I have decided to run a small tournament based on the Sveshnikov-variation starting from this position (White to move):

I am a big fan of this opening. It is a very demanding and dynamic opening for both White and Black. Blacks active piece-play compensates for his damaged pawn-structure, making for an exciting battle.
I am running this tournament for several reasons:
- The obvious one: Who is winning the tournament?
- It will be fun to Watch as a lot of drama is to be expected.
- I have an assumption: if I ran this tournament Years ago White would have the edge but with the current strong topengines combined with long TC and a modern Hardware I believe that Black will score higher than White (because the dynamic potential of Blacks position Means more than a weak pawn-structure for modern engines). I may be wrong but we'll see.
Participants:
Houdini 3 x64
Stockfish 4 091113 64 SSE4.2
Gull 2.3 x64
Bouquet 1.8 x64
Critter 1.6a 64-bit
Hannibal 1.4b x64
Conditions:
i7 2670 QM Quad-core, 2.2 Ghz
Windows 7
Fritz 13 GUI
TC: 90+30 (90 minutes for the Whole game plus 30 seconds per move)
No openingbooks (all games start from the position above)
No learning
No Tablebases
No Ponder (each engine using 4 cores)
512 MB Hashtables for each engine
Double Round-robin (each engine will play White and Black)
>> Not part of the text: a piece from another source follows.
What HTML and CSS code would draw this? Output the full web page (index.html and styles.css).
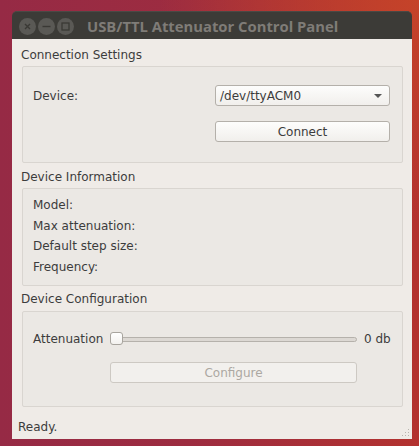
FILE: index.html
```html
<!DOCTYPE html>
<html>
<head>
<meta charset="utf-8">
<link rel="stylesheet" href="styles.css">
</head>
<body>
<div class="window">
  <div class="titlebar">
    <div class="wbtns">
      <span class="wbtn"><svg width="17" height="17" viewBox="0 0 17 17"><path d="M6 6 L11 11 M11 6 L6 11" stroke="#3a3935" stroke-width="1.4" fill="none"/></svg></span>
      <span class="wbtn"><svg width="17" height="17" viewBox="0 0 17 17"><path d="M4.5 8.5 H12.5" stroke="#3a3935" stroke-width="1.4" fill="none"/></svg></span>
      <span class="wbtn"><svg width="17" height="17" viewBox="0 0 17 17"><rect x="5" y="5" width="7" height="7" stroke="#3a3935" stroke-width="1.3" fill="none"/></svg></span>
    </div>
    <div class="title">USB/TTL Attenuator Control Panel</div>
  </div>
  <div class="content">
    <div class="gtitle first">Connection Settings</div>
    <div class="frame f1">
      <div class="conn">
        <span class="lbl">Device:</span>
        <div class="combo"><span>/dev/ttyACM0</span><span class="arrow"></span></div>
        <span></span>
        <div class="btn">Connect</div>
      </div>
    </div>
    <div class="gtitle t2">Device Information</div>
    <div class="frame f2">
      <div class="row">Model:</div>
      <div class="row">Max attenuation:</div>
      <div class="row">Default step size:</div>
      <div class="row">Frequency:</div>
    </div>
    <div class="gtitle t3">Device Configuration</div>
    <div class="frame f3">
      <div class="cfg">
        <span class="lbl">Attenuation</span>
        <div class="slider"><div class="groove"></div><div class="handle"></div></div>
        <span class="val">0 db</span>
        <span></span>
        <div class="btn disabled">Configure</div>
        <span></span>
      </div>
    </div>
    <div class="status">Ready.</div>
    <div class="grip">
      <i style="grid-area:1/3"></i>
      <i style="grid-area:2/2"></i><i style="grid-area:2/3"></i>
      <i style="grid-area:3/1"></i><i style="grid-area:3/2"></i><i style="grid-area:3/3"></i>
    </div>
  </div>
</div>
</body>
</html>
```
FILE: styles.css
```css
html, body {
  margin: 0;
  padding: 0;
}
body {
  width: 419px;
  height: 446px;
  overflow: hidden;
  background:
    radial-gradient(ellipse 260px 220px at 100% 0%, rgba(200, 70, 40, 0.85), rgba(200, 70, 40, 0) 100%),
    linear-gradient(to right, #962a45 0%, #9d2c40 45%, #b3322f 100%);
  font-family: "DejaVu Sans", sans-serif;
  font-size: 12px;
  color: #3c3c3c;
}
.window {
  margin: 11px 0 0 12px;
  width: 400px;
  display: flex;
  flex-direction: column;
}
.titlebar {
  height: 28px;
  background: #3c3b37;
  border-radius: 5px 5px 0 0;
  border-top: 1px solid #4a4945;
  box-sizing: border-box;
  display: flex;
  align-items: center;
}
.wbtns {
  display: flex;
  gap: 2px;
  margin-left: 7px;
  margin-top: 2px;
}
.wbtn {
  width: 17px;
  height: 17px;
  border-radius: 50%;
  background: #5a5955;
  display: flex;
}
.title {
  margin-left: 13px;
  margin-top: 1px;
  font-family: "Open Sans", sans-serif;
  font-weight: 700;
  font-size: 14.8px;
  color: #7f7c77;
  white-space: nowrap;
}
.content {
  height: 400px;
  box-sizing: border-box;
  background: #efebe7;
  padding: 0 9px 0 10px;
  position: relative;
  color: #3c3c3c;
}
.gtitle {
  height: 16px;
  line-height: 16px;
  margin-left: -1px;
  white-space: nowrap;
}
.gtitle.first { padding-top: 8px; margin-bottom: 3px; }
.t2 { margin-top: 6px; margin-bottom: 3px; }
.t3 { margin-top: 5px; margin-bottom: 4px; }
.frame {
  border: 1px solid #d9d5d0;
  border-radius: 2px;
  background: #ebe8e4;
  box-sizing: border-box;
}
.f1 { height: 97px; padding: 18px 12px 0 10px; }
.f2 { height: 98px; padding: 6px 10px 0 10px; }
.f3 { height: 96px; padding: 20px 8px 0 10px; }
.conn {
  display: grid;
  grid-template-columns: 1fr 175px;
  grid-template-rows: 21px 21px;
  row-gap: 15px;
  align-items: center;
}
.lbl { line-height: 16px; white-space: nowrap; }
.combo, .btn {
  height: 21px;
  box-sizing: border-box;
  border: 1px solid #b4b0aa;
  border-radius: 3px;
  background: linear-gradient(#fdfdfc, #f1efec);
  display: flex;
  align-items: center;
}
.combo {
  padding-left: 4px;
  padding-right: 7px;
  justify-content: space-between;
}
.arrow {
  width: 0;
  height: 0;
  border-left: 4px solid transparent;
  border-right: 4px solid transparent;
  border-top: 4px solid #555;
  margin-top: 1px;
}
.btn {
  justify-content: center;
  color: #3c3c3c;
}
.btn.disabled {
  border-color: #cdc9c3;
  background: #f2f0ed;
  color: #aca8a2;
}
.row {
  height: 20.5px;
  line-height: 20.5px;
}
.cfg {
  display: grid;
  grid-template-columns: 70px 247px 1fr;
  column-gap: 7px;
  grid-template-rows: 14px 21px;
  row-gap: 16px;
  align-items: center;
}
.val {
  white-space: nowrap;
  line-height: 16px;
}
.slider {
  position: relative;
  height: 14px;
}
.groove {
  position: absolute;
  left: 4px;
  right: 0;
  top: 5px;
  height: 5px;
  box-sizing: border-box;
  border: 1px solid #b5b1ab;
  border-radius: 3px;
  background: #dcd8d3;
}
.handle {
  position: absolute;
  left: 0;
  top: 0;
  width: 13px;
  height: 13px;
  box-sizing: border-box;
  border: 1px solid #a8a49e;
  border-radius: 3px;
  background: linear-gradient(#ffffff, #f3f1ee);
}
.status {
  margin-top: 12px;
  margin-left: -4px;
  height: 16px;
  line-height: 16px;
}
.grip {
  position: absolute;
  right: 3px;
  bottom: 3px;
  display: grid;
  grid-template-columns: repeat(3, 1px);
  grid-template-rows: repeat(3, 1px);
  gap: 2px;
}
.grip i {
  width: 1px;
  height: 1px;
  background: #b8b4ae;
}
```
The tournament began with a small surprise: Critter defeated Houdini with the Black pieces! The current stand after 3 rounds:
1. Stockfish 3 points
2. Critter 2 points
3. Houdini 1½ points
4-5. Gull & Bouquet 1 point each
6. Hannibal ½ point
Openingstatistics so far:
White wins: 1 (Stockfish managed to do this)
Draws: 4
Black Wins: 4
So far Black seeems to have an edge but it's still very early. I have been following as many games as possible and the majority of the games are dramatic and entertaining to Watch.